> WRITTEN REQUEST:
Look through the data and write out every line with the word "React" in it.
[Begin]
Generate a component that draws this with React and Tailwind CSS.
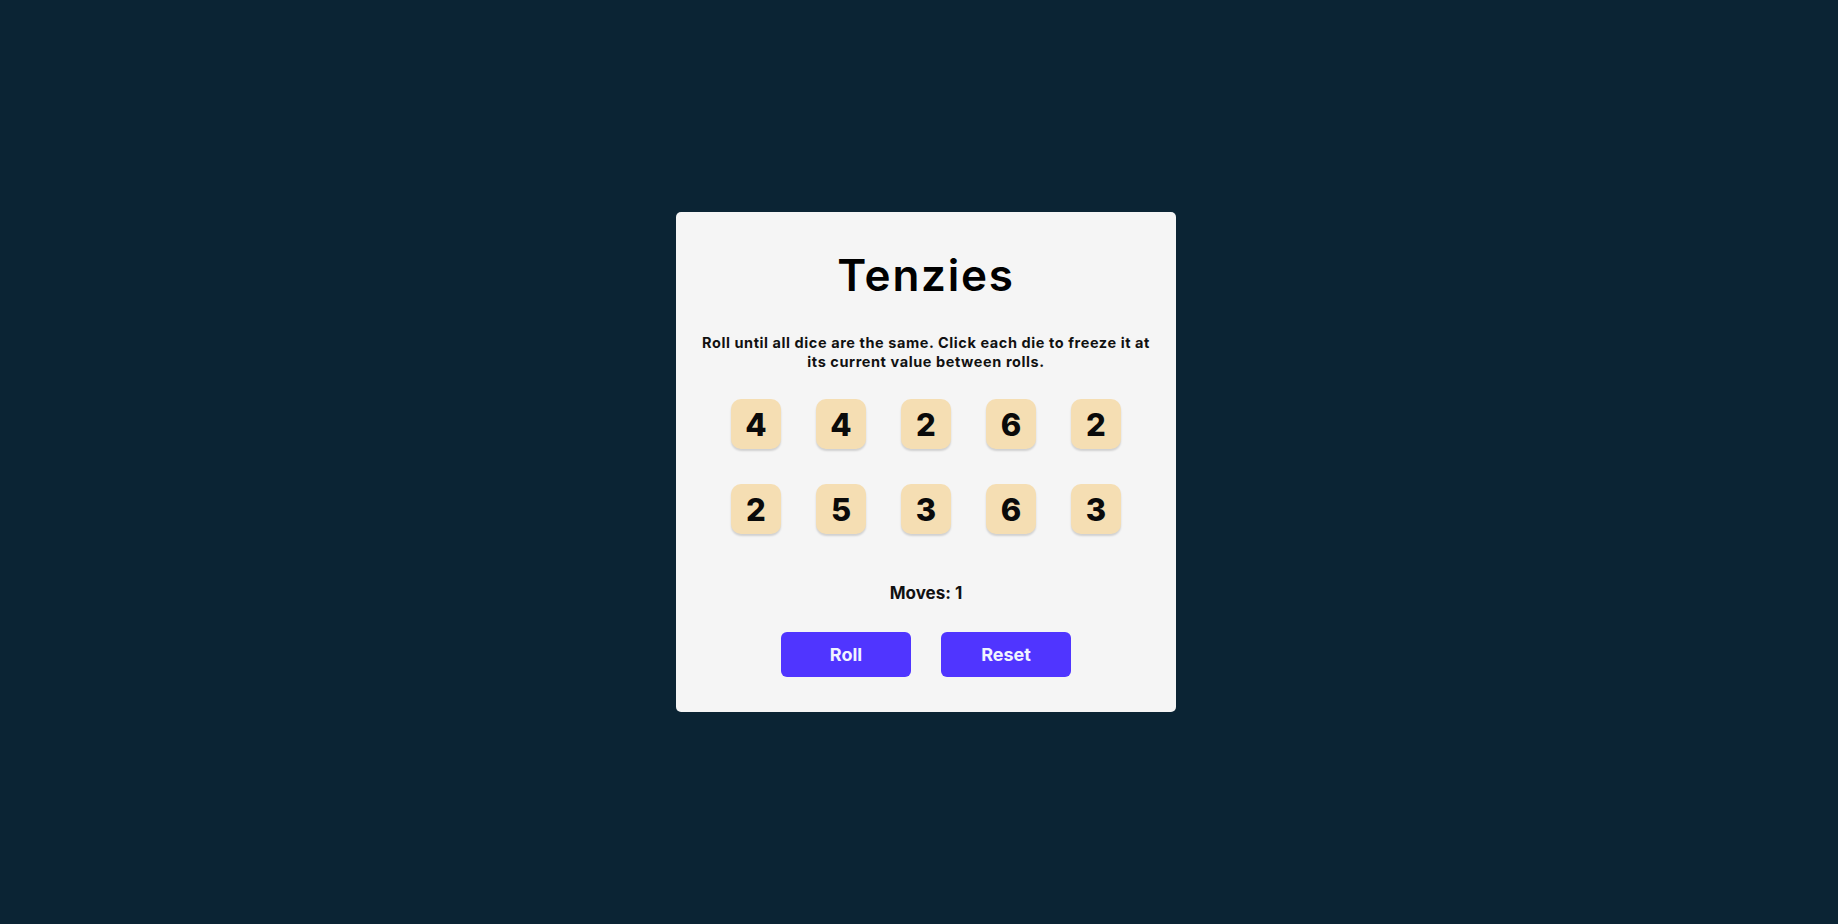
import React, { useState } from 'react';

function Die({ value }) {
  return (
    <button className="w-[50px] h-[50px] rounded-[10px] bg-[#F5DEB3] shadow-[0_2px_2px_rgba(0,0,0,0.15)] flex items-center justify-center text-[31px] font-extrabold text-[#0a0a0a] leading-none">
      {value}
    </button>
  );
}

export default function App() {
  const [dice] = useState([4, 4, 2, 6, 2, 2, 5, 3, 6, 3]);
  const [moves] = useState(1);

  return (
    <div className="min-h-screen w-full bg-[#0B2434] flex items-center justify-center pl-[14px] font-['Inter',sans-serif]">
      <main className="w-[500px] h-[500px] bg-[#F5F5F5] rounded-[5px] flex flex-col items-center pt-[38px]">
        <h1 className="text-[44px] leading-[50px] font-semibold text-black tracking-[0.04em]">Tenzies</h1>
        <p className="mt-[33px] px-[24px] text-center text-[14.5px] leading-[19px] font-bold text-[#111] tracking-[0.04em]">
          Roll until all dice are the same. Click each die to freeze it at its current value between rolls.
        </p>
        <div className="mt-[28px] grid grid-cols-5 gap-[35px]">
          {dice.map((d, i) => <Die key={i} value={d} />)}
        </div>
        <p className="mt-[47px] text-[17px] leading-[24px] font-bold text-[#111]">Moves: {moves}</p>
        <div className="mt-[27px] flex gap-[30px]">
          <button className="w-[130px] h-[45px] rounded-[6px] bg-[#5035FF] text-[#f0f4ff] text-[18px] font-bold">Roll</button>
          <button className="w-[130px] h-[45px] rounded-[6px] bg-[#5035FF] text-[#f0f4ff] text-[18px] font-bold">Reset</button>
        </div>
      </main>
    </div>
  );
}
[End]
> WRITTEN RESPONSE:
Generate a component that draws this with React and Tailwind CSS.
import React, { useState } from 'react';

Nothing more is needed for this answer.